→ Interface markup and scripts
# # # # # # #

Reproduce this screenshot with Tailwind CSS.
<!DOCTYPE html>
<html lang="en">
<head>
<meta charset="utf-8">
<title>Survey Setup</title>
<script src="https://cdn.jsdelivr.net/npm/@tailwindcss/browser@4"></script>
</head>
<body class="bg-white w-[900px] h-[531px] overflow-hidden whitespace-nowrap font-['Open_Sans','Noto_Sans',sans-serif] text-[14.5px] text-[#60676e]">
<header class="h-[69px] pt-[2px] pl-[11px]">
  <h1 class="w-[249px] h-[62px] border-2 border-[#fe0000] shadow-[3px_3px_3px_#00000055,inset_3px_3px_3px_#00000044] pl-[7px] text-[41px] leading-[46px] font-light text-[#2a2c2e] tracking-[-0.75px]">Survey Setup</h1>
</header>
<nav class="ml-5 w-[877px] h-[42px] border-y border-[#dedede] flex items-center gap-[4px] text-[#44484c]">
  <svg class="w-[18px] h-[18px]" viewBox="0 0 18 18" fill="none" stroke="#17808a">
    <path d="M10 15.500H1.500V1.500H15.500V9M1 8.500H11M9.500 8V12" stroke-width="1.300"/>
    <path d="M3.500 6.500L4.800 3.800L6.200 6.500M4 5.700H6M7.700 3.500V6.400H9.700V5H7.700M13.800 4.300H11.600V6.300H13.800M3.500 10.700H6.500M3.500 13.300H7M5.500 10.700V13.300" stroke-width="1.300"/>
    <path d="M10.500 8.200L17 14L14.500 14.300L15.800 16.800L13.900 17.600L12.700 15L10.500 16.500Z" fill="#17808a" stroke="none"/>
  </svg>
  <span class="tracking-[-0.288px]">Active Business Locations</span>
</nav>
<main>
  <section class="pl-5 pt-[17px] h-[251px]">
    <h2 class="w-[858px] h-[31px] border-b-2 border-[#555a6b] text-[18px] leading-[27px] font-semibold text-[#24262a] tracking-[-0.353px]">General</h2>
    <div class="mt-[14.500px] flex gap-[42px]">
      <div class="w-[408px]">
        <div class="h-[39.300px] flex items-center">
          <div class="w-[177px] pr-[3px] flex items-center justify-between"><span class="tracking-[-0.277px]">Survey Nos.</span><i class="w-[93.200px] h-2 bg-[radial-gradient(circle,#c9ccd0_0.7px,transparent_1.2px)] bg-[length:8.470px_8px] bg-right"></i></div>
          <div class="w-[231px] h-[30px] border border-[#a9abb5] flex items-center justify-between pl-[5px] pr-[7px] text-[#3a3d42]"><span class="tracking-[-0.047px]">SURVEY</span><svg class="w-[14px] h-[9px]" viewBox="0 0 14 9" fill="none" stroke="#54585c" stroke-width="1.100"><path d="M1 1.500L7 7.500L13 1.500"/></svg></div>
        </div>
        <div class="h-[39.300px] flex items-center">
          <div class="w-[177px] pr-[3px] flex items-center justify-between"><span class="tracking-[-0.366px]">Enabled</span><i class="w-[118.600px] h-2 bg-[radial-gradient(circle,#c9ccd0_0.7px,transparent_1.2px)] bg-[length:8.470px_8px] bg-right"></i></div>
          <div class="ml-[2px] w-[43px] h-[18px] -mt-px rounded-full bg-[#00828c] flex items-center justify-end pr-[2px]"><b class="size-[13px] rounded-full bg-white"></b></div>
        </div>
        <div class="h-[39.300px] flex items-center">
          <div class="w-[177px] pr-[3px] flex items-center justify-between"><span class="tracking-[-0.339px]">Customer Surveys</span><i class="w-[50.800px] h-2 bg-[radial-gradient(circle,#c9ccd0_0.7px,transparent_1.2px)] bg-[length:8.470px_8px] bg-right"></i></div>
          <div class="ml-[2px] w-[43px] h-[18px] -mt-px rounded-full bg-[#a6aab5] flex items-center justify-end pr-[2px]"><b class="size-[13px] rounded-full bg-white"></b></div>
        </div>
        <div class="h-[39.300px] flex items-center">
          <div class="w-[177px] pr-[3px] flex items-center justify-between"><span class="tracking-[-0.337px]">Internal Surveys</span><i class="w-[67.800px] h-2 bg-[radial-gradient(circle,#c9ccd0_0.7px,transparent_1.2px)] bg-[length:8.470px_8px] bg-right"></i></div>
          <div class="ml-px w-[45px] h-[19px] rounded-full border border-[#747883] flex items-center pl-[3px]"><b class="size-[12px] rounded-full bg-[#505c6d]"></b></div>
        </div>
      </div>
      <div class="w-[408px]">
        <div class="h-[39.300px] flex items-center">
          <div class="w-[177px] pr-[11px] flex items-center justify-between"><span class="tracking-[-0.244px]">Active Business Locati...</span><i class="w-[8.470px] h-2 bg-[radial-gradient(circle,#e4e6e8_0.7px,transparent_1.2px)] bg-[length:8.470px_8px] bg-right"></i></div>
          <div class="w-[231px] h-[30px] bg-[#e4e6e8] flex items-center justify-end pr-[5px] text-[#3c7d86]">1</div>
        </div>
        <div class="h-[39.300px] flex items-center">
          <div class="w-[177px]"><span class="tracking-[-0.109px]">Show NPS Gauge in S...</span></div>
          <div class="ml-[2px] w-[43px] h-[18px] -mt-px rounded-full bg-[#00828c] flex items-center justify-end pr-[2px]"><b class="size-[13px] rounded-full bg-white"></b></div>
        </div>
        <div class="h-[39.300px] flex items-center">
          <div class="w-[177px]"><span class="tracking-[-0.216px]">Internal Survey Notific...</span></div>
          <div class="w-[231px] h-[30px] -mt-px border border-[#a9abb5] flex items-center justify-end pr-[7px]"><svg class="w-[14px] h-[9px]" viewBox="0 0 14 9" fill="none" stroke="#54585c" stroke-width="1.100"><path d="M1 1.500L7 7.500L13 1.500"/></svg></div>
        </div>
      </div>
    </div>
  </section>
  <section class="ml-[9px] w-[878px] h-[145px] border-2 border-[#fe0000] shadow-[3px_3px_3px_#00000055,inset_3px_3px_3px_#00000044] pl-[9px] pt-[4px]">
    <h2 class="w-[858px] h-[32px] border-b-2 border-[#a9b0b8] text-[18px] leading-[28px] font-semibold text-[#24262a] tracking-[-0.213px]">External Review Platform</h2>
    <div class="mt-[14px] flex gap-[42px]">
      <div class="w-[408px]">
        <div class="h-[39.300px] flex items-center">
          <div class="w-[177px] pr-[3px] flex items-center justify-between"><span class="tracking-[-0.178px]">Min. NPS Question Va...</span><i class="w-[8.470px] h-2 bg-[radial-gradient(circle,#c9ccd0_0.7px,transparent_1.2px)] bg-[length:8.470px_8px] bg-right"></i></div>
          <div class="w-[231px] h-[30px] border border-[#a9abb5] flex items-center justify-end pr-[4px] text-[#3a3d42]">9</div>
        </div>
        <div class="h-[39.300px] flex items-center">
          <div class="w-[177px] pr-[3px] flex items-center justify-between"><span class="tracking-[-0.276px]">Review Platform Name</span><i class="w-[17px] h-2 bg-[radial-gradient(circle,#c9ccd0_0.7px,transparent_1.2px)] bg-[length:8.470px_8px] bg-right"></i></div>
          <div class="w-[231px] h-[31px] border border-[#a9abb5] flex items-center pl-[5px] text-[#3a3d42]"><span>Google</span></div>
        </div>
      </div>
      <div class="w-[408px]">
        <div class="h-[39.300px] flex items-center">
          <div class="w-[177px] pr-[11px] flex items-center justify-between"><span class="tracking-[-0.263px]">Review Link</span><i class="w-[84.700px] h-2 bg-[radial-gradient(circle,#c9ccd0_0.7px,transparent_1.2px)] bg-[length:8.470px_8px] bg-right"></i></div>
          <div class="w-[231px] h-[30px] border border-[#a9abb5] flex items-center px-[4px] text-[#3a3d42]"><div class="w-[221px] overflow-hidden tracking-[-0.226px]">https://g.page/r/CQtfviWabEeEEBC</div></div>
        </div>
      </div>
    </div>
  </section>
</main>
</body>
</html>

# # # # # # #

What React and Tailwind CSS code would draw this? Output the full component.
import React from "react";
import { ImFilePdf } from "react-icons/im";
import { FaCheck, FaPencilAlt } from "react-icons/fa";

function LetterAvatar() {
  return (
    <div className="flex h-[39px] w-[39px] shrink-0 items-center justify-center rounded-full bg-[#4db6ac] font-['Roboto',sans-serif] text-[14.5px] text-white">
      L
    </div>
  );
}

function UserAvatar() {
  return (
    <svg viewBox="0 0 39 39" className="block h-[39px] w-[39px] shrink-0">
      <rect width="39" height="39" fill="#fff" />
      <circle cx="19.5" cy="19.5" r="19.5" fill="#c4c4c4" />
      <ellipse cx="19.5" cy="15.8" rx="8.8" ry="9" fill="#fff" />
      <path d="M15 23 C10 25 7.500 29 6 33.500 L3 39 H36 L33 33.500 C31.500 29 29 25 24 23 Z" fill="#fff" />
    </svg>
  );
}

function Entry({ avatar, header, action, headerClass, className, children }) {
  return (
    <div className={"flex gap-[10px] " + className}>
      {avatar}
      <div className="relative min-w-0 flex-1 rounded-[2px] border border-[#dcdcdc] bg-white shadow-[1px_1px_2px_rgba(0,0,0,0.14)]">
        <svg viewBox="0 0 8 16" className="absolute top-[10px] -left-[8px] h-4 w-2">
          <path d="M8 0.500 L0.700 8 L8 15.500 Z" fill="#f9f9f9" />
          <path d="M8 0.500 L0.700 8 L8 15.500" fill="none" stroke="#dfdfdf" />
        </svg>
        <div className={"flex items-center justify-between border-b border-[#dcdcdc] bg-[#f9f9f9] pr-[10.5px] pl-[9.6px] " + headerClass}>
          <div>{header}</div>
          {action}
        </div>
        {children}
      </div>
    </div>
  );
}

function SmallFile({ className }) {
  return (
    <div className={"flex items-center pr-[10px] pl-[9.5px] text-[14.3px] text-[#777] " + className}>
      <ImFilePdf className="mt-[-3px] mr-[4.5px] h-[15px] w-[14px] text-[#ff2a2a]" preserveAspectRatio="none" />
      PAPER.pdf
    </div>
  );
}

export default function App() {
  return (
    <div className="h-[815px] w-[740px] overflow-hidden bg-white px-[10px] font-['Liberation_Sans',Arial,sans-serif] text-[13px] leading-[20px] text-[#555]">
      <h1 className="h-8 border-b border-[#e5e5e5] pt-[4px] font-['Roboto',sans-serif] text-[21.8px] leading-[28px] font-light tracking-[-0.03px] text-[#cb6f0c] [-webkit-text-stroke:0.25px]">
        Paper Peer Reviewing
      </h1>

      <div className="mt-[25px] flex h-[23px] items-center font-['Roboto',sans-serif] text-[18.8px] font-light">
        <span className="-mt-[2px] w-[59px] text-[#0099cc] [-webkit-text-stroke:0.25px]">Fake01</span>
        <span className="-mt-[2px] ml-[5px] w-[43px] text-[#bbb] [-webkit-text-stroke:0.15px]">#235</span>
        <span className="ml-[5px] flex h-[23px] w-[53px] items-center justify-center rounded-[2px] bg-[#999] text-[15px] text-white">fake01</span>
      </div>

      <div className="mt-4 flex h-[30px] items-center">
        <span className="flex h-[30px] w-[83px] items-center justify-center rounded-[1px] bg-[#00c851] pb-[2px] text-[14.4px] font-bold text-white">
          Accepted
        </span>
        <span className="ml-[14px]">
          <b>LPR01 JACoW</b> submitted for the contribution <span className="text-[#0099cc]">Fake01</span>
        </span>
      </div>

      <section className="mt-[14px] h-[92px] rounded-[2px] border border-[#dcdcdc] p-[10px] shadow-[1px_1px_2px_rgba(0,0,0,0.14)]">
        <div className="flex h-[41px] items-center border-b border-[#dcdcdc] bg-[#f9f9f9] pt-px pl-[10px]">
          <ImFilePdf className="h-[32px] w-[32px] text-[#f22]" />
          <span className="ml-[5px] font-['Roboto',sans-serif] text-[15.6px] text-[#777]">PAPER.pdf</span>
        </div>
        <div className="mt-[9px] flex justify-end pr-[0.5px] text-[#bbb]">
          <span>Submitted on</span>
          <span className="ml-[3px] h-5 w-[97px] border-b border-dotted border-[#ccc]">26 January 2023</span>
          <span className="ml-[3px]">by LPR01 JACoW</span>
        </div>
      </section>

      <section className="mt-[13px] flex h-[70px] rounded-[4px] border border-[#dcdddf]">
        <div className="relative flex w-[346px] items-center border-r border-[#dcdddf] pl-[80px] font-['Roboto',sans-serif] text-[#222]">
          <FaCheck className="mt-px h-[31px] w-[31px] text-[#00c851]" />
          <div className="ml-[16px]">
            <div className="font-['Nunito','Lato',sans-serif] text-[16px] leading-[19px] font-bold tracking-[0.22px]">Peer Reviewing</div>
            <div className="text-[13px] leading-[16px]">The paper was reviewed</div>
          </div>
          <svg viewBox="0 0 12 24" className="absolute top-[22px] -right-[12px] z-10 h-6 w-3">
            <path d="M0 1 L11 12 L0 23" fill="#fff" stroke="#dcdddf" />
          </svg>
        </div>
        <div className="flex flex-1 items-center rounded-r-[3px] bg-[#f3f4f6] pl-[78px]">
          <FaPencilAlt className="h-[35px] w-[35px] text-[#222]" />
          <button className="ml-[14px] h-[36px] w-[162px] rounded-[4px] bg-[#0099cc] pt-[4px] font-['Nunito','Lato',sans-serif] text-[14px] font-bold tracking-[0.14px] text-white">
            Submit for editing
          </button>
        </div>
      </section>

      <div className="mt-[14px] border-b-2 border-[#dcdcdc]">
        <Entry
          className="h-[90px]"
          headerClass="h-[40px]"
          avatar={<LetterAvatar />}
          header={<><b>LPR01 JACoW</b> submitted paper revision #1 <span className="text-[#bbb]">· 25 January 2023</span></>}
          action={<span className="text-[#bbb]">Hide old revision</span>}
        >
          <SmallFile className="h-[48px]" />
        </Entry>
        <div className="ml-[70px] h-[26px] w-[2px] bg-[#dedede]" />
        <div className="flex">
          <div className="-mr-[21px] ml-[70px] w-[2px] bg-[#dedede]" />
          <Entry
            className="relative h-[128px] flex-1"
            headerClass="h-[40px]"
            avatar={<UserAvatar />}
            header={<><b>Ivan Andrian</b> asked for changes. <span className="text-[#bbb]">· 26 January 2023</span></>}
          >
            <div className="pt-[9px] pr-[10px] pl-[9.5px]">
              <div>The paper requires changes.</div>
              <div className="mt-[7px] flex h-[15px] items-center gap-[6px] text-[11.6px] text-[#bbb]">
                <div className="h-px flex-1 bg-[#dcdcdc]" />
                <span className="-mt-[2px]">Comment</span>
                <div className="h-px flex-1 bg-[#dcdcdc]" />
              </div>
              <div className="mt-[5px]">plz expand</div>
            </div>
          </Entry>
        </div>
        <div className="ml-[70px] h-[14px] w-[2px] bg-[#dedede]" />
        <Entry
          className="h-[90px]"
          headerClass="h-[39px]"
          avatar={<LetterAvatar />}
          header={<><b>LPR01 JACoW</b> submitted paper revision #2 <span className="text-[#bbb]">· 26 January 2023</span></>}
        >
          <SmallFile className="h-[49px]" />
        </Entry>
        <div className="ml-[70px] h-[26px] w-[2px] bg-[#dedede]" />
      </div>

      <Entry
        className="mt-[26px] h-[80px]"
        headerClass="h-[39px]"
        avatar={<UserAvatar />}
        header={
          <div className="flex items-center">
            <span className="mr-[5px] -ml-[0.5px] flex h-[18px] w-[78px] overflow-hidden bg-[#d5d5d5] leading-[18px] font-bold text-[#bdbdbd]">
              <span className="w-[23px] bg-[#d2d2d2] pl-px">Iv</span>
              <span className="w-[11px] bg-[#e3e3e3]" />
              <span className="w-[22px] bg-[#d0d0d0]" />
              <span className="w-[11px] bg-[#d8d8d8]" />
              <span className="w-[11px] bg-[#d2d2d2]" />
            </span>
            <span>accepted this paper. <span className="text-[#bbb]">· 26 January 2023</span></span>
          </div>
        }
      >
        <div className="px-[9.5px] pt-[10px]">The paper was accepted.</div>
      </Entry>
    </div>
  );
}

# # # # # # #

→ EXERCISE REQUIREMENTS
Look through the entries above; copy every line holding the string "this".

→ EXERCISE ANSWER
Reproduce this screenshot with Tailwind CSS.
What React and Tailwind CSS code would draw this? Output the full component.
            <span>accepted this paper. <span className="text-[#bbb]">· 26 January 2023</span></span>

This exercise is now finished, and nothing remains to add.